**Description of the task:** Copy out each line of the listing that has the word "React" in it.

**Given records:**
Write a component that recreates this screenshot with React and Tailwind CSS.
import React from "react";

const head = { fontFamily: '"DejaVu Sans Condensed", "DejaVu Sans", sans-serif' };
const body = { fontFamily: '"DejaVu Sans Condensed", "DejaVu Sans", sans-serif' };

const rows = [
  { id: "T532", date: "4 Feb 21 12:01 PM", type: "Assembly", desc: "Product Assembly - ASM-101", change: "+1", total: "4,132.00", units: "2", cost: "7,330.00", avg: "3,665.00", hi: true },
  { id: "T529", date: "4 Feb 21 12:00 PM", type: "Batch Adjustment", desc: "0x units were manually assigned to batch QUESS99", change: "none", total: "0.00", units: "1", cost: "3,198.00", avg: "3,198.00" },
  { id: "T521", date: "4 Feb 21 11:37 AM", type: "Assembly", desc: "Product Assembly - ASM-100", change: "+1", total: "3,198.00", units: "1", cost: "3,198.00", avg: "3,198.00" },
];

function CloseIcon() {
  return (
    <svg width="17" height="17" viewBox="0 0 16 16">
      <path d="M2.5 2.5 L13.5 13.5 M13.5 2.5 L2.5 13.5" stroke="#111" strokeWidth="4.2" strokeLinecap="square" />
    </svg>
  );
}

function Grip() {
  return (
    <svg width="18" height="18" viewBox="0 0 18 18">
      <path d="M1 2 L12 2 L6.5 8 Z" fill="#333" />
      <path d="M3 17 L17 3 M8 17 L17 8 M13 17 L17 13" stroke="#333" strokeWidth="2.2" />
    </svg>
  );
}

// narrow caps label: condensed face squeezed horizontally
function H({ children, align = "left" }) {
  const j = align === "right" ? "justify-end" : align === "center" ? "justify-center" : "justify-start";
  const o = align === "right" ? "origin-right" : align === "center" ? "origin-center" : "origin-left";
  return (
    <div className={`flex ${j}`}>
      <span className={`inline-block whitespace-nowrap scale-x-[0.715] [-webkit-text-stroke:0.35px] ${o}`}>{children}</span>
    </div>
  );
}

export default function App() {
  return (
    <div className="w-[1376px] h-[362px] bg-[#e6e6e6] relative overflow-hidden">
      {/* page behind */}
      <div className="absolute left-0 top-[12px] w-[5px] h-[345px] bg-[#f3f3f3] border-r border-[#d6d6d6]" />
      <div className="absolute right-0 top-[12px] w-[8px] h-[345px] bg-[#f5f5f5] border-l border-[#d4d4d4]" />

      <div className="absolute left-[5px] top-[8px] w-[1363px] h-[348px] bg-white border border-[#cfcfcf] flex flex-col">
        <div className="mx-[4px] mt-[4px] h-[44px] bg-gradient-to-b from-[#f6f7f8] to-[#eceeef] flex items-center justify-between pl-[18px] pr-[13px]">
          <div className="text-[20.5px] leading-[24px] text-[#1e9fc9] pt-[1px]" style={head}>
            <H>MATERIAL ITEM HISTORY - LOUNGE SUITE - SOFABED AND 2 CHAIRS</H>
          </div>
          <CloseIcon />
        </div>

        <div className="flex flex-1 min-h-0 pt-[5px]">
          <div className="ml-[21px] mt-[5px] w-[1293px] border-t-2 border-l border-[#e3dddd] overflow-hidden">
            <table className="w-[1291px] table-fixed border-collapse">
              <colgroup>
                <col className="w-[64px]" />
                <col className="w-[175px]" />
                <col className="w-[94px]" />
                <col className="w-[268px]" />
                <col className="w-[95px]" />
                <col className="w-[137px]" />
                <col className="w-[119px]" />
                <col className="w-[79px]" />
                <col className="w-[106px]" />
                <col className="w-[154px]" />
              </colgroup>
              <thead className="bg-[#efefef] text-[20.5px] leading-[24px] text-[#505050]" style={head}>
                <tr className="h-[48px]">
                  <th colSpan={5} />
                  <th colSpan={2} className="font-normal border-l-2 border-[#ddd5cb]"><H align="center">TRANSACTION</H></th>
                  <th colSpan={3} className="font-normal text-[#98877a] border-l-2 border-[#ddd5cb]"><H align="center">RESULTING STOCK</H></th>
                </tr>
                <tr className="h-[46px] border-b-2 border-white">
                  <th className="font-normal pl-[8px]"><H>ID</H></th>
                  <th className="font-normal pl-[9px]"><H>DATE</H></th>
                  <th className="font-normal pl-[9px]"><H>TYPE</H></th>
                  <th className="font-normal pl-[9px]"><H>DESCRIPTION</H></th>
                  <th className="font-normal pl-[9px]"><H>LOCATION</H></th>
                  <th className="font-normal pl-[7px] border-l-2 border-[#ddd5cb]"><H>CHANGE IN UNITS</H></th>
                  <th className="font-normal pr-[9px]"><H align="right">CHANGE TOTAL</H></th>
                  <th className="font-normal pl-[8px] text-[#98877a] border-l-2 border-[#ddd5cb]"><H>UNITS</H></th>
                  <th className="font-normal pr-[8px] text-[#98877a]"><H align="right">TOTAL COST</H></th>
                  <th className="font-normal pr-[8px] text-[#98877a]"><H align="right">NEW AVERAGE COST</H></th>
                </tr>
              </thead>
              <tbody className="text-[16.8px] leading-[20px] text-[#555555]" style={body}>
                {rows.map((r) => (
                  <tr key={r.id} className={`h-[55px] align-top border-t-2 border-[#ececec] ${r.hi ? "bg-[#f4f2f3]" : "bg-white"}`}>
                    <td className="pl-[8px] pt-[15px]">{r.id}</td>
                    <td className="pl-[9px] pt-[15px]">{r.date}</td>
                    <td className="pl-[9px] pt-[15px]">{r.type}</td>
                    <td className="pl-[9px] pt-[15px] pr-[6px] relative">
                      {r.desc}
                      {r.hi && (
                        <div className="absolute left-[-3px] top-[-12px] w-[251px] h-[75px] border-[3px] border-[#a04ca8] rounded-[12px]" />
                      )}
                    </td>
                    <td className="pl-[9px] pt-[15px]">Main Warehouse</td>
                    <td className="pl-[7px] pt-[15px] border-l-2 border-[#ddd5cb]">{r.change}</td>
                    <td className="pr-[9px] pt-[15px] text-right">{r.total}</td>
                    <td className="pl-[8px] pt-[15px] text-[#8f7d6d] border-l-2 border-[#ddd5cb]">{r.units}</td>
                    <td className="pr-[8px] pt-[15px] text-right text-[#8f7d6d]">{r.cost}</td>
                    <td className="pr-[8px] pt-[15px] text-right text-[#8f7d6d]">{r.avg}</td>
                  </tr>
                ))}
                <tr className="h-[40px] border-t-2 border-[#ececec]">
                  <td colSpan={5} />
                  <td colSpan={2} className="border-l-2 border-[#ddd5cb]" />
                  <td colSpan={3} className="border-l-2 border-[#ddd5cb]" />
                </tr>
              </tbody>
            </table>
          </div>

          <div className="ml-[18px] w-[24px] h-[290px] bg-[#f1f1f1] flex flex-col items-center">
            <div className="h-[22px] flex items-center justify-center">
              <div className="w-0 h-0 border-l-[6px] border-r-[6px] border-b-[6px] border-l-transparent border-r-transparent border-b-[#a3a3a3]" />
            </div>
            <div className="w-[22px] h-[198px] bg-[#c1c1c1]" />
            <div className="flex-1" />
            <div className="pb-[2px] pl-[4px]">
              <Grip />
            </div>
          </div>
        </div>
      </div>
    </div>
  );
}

==

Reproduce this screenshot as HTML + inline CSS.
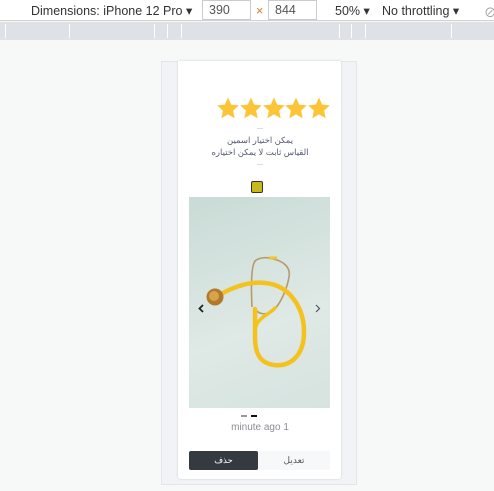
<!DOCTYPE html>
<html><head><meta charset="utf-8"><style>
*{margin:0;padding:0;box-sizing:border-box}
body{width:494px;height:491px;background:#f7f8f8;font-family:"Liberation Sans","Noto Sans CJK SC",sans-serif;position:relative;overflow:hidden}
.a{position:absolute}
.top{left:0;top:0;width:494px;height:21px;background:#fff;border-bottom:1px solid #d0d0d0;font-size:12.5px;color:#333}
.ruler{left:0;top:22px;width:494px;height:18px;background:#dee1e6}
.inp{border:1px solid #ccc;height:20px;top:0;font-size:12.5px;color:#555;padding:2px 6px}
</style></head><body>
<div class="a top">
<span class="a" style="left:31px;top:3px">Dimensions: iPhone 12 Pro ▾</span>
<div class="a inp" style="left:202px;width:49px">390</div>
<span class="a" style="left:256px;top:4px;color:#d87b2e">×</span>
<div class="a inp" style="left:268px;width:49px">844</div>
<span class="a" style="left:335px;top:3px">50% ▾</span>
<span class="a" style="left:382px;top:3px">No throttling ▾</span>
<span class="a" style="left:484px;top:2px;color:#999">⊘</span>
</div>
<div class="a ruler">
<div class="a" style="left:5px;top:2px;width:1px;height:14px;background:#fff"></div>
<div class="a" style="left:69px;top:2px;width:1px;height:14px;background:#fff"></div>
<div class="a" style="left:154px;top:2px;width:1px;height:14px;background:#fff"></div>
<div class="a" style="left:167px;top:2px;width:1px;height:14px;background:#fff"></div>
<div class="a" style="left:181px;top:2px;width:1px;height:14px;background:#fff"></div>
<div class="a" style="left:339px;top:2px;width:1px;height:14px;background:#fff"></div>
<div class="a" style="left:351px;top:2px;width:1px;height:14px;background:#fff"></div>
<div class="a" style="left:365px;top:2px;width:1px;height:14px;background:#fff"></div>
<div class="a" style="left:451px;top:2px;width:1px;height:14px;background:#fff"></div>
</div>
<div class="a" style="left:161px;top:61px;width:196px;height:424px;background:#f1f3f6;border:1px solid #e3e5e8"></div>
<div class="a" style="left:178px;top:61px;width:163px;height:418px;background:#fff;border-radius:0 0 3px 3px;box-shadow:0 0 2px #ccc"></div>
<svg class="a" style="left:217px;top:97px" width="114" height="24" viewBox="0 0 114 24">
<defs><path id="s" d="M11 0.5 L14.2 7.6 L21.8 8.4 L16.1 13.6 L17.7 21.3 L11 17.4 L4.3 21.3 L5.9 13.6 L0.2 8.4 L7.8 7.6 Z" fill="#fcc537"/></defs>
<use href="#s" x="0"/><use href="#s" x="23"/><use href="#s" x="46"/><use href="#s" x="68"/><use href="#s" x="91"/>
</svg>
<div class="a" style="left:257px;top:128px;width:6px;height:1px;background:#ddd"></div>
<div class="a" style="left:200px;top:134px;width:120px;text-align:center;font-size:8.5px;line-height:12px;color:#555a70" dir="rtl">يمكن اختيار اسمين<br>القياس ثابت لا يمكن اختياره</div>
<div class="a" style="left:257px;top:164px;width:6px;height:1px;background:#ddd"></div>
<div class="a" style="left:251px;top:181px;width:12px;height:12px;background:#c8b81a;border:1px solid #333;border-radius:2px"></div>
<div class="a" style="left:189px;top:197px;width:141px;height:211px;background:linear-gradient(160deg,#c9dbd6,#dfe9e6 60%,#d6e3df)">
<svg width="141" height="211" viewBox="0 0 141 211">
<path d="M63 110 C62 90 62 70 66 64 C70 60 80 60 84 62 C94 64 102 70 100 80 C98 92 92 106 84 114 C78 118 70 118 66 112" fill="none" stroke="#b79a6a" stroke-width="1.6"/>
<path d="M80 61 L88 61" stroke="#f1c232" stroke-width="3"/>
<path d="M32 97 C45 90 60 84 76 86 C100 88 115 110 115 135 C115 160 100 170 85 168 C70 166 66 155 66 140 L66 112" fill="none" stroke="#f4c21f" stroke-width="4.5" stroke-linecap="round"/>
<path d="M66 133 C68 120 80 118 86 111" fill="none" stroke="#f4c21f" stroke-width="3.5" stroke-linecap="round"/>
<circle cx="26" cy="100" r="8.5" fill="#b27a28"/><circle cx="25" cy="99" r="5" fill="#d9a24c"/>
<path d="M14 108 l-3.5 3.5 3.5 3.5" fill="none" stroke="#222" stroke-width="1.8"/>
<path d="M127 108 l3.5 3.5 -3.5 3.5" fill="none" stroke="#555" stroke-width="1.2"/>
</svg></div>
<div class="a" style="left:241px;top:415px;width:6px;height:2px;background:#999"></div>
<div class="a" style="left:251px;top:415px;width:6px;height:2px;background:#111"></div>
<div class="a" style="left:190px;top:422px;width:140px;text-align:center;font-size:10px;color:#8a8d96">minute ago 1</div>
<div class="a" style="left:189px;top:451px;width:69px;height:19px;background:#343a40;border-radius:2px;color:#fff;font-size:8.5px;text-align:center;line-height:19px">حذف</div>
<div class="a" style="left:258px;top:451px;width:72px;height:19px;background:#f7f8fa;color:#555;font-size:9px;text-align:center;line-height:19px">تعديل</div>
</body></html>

---

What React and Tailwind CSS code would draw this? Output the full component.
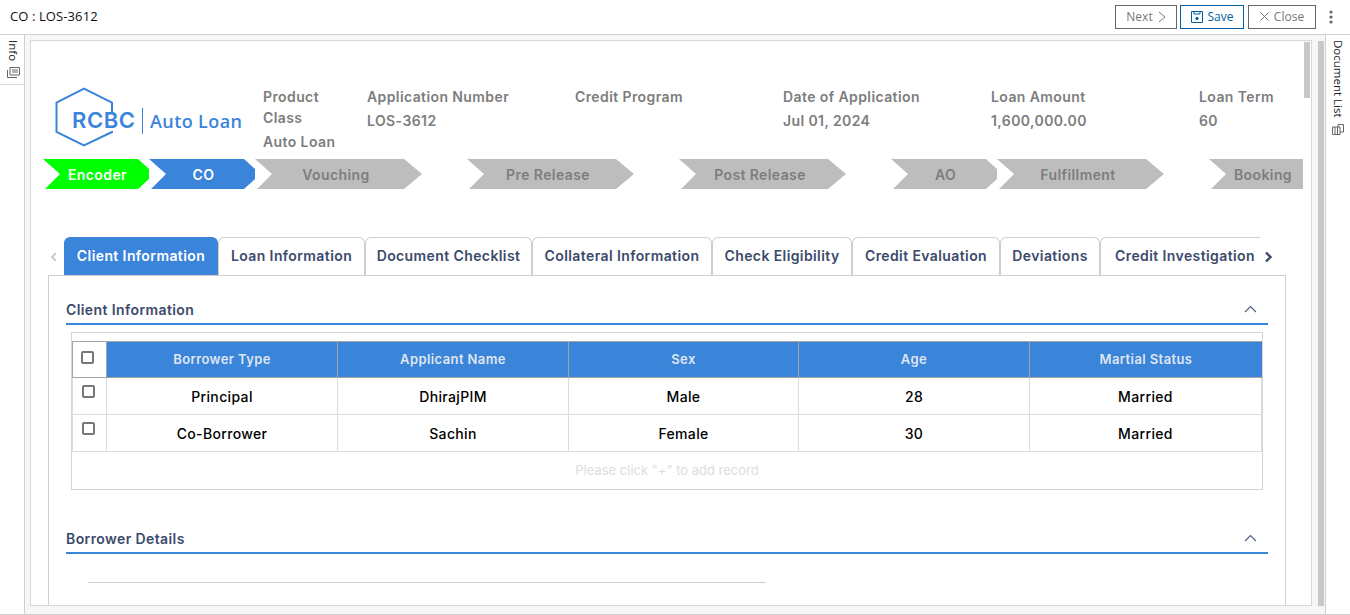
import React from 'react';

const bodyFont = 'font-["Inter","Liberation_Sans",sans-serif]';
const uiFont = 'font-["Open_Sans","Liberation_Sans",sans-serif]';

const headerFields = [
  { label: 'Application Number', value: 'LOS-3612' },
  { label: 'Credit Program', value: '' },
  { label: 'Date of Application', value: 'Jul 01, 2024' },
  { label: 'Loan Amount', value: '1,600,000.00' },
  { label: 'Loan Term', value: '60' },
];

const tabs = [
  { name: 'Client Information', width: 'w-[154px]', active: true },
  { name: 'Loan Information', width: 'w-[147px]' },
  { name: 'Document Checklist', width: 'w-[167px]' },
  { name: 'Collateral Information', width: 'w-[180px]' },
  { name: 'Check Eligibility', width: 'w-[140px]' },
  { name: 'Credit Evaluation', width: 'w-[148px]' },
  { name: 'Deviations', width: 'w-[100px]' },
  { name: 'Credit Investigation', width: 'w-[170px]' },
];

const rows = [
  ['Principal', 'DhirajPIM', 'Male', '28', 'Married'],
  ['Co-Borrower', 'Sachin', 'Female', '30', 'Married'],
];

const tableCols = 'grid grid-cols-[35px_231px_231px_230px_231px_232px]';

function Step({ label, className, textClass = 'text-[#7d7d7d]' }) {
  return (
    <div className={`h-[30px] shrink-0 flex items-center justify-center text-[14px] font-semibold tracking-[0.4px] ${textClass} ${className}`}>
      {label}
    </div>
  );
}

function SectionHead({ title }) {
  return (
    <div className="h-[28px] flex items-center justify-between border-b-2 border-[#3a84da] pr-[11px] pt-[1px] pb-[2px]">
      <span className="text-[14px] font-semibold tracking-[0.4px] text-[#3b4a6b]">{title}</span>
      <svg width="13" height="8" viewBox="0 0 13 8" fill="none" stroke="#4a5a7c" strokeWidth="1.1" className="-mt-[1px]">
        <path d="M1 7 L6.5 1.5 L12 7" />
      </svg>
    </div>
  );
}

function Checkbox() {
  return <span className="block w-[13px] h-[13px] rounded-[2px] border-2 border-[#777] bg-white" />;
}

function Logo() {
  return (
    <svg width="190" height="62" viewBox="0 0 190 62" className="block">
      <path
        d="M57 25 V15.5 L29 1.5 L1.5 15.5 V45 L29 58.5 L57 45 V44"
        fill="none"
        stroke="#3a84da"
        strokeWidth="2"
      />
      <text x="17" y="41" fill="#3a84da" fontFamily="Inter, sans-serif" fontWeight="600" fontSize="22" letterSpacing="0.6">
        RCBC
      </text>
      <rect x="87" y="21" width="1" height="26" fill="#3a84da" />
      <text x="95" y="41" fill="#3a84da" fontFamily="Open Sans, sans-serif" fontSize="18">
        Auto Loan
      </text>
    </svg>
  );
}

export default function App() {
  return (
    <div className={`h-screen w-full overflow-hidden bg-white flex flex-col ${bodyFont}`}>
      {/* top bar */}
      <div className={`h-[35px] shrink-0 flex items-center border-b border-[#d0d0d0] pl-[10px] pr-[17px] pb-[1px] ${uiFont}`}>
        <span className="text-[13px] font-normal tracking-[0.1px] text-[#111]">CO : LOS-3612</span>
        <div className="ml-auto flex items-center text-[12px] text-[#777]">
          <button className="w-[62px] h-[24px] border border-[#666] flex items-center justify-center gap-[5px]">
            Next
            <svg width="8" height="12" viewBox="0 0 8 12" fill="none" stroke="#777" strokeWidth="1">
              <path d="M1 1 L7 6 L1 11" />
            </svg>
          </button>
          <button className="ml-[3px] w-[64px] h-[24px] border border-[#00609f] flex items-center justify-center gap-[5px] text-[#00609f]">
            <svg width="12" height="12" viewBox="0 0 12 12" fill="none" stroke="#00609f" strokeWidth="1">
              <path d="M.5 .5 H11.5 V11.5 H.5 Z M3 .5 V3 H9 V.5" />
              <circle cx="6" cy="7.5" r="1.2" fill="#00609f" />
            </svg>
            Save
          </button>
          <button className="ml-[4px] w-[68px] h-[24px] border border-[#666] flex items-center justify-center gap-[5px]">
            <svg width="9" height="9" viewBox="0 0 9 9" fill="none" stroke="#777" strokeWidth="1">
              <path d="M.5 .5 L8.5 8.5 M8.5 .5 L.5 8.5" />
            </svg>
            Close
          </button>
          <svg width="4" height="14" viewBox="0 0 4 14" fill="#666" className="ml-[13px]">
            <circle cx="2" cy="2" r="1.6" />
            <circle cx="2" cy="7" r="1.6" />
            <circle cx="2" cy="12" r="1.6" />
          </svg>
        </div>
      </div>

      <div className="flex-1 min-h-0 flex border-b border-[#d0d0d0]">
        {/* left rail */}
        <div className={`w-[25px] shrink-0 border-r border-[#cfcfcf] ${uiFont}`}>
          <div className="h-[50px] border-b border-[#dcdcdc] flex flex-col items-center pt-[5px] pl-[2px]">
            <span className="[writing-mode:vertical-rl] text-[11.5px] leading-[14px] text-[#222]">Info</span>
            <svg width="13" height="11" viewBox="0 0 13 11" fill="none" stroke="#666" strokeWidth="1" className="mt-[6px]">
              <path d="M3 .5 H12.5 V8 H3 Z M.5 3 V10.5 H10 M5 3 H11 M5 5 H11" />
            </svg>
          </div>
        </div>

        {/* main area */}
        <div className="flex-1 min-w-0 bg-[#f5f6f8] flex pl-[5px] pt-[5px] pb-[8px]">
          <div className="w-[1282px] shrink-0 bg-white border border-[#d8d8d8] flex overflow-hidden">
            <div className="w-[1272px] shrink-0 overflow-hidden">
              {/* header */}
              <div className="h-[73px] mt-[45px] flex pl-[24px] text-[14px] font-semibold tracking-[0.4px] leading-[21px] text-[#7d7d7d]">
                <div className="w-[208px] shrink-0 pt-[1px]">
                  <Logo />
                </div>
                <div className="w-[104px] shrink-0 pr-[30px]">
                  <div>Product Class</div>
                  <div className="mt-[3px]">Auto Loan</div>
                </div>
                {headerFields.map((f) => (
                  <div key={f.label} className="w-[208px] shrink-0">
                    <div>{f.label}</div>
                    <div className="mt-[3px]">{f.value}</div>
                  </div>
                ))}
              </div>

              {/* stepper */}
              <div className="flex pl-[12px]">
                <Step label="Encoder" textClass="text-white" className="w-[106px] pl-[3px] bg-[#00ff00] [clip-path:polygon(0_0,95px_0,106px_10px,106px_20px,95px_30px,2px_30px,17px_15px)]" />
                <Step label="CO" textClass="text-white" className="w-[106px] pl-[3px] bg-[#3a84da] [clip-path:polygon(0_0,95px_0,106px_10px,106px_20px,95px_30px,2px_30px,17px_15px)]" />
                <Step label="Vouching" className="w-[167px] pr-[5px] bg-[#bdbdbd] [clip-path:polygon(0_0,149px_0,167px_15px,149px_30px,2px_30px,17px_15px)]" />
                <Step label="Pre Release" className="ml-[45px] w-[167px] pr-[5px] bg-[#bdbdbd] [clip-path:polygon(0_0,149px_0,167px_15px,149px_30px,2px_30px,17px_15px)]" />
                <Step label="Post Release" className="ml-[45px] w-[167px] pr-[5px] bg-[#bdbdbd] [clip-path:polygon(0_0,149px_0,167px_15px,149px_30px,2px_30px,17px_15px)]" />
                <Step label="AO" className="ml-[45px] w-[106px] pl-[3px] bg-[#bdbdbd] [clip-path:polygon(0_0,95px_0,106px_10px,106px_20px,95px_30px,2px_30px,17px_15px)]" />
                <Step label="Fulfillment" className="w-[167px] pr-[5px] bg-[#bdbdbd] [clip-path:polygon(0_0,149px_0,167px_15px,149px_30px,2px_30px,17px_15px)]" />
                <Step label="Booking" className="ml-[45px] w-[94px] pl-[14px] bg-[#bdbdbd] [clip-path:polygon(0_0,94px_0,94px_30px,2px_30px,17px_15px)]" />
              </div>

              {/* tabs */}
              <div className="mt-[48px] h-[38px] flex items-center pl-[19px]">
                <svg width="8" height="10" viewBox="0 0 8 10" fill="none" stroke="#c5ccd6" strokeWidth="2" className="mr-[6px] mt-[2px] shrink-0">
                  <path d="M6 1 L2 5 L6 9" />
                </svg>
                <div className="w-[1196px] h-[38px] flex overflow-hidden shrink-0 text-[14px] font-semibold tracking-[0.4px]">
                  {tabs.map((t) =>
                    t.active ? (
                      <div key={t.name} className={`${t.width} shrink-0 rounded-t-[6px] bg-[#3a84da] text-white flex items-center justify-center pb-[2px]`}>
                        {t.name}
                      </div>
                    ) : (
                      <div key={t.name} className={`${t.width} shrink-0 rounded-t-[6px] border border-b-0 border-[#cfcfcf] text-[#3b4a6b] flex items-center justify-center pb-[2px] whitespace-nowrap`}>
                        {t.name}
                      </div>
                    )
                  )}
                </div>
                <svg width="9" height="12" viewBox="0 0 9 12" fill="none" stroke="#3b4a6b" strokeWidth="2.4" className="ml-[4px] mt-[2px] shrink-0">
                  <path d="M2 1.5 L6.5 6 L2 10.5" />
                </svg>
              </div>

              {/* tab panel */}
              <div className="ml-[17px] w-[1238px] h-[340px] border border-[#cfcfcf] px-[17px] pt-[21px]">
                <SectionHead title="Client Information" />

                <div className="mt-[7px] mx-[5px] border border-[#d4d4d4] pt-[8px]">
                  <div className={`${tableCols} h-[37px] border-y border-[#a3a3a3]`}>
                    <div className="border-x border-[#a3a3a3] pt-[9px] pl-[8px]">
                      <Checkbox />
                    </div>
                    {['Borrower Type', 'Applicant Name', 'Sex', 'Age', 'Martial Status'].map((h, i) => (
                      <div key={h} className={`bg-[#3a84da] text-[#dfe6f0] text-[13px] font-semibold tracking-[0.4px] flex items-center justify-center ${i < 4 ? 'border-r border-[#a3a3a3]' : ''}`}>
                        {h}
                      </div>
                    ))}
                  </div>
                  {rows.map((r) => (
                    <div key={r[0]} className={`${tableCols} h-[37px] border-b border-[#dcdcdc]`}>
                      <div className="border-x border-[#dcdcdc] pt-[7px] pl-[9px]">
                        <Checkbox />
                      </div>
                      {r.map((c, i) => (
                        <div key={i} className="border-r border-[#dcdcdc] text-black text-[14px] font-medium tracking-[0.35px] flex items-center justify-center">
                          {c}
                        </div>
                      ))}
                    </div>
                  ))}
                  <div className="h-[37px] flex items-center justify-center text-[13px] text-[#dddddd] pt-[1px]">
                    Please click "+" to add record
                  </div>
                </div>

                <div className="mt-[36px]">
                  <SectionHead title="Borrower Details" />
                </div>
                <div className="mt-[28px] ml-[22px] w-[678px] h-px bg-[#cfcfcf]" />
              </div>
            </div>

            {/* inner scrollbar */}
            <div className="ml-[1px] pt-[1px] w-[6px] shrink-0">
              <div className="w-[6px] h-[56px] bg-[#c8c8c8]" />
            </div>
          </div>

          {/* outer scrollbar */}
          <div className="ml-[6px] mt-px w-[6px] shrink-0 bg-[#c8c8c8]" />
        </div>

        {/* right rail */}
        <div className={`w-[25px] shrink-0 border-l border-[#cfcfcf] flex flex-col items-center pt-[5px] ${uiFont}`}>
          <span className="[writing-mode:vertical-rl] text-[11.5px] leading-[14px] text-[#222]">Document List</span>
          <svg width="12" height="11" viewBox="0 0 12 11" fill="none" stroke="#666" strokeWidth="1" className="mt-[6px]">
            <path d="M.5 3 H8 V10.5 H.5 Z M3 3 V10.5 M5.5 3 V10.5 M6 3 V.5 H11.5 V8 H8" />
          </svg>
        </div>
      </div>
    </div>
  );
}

**Problem solution:**
Write a component that recreates this screenshot with React and Tailwind CSS.
import React from "react";
What React and Tailwind CSS code would draw this? Output the full component.
import React from 'react';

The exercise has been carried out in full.